── Source data

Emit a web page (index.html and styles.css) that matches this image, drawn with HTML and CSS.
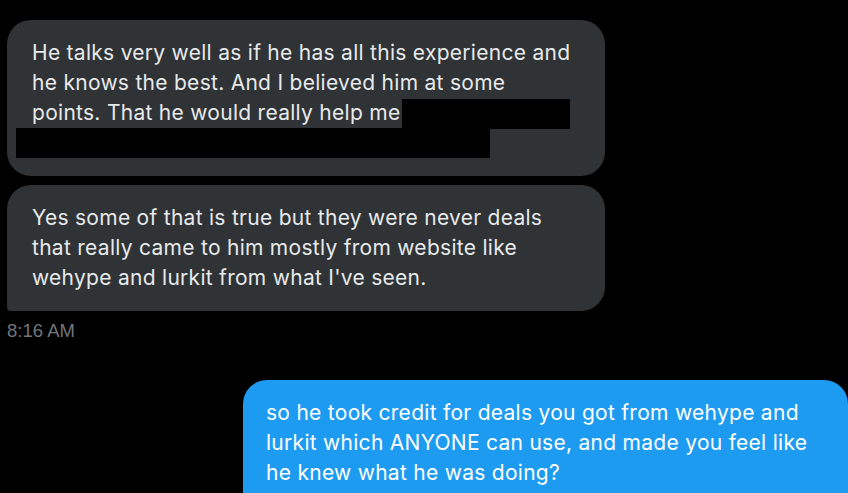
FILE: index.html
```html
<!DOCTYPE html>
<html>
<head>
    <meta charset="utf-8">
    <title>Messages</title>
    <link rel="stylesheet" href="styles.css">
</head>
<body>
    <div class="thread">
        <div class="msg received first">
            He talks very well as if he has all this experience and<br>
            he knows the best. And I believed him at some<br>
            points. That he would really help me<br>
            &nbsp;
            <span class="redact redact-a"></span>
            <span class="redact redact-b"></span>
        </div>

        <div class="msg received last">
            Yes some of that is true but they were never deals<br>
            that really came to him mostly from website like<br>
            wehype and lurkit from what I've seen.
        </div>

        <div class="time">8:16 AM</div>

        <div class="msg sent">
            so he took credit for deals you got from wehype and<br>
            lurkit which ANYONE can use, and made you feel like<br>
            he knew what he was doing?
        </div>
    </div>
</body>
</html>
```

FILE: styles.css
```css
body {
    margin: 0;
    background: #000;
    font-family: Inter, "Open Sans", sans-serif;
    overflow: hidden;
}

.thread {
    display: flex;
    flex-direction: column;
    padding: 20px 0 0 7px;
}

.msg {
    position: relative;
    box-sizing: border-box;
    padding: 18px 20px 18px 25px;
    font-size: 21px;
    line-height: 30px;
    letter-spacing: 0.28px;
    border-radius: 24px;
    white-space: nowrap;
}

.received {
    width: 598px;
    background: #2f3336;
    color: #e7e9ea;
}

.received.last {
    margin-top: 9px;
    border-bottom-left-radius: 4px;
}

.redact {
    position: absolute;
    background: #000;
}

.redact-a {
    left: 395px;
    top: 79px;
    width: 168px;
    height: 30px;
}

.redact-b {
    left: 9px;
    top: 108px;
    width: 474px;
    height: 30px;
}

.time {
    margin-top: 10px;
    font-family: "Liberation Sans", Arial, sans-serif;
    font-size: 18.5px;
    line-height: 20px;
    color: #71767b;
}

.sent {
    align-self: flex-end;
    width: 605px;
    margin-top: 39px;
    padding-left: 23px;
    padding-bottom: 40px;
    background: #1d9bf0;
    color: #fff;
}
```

────

What is expected: Find the lines containing "styles" and pull them out.

Task response:
Emit a web page (index.html and styles.css) that matches this image, drawn with HTML and CSS.
    <link rel="stylesheet" href="styles.css">
FILE: styles.css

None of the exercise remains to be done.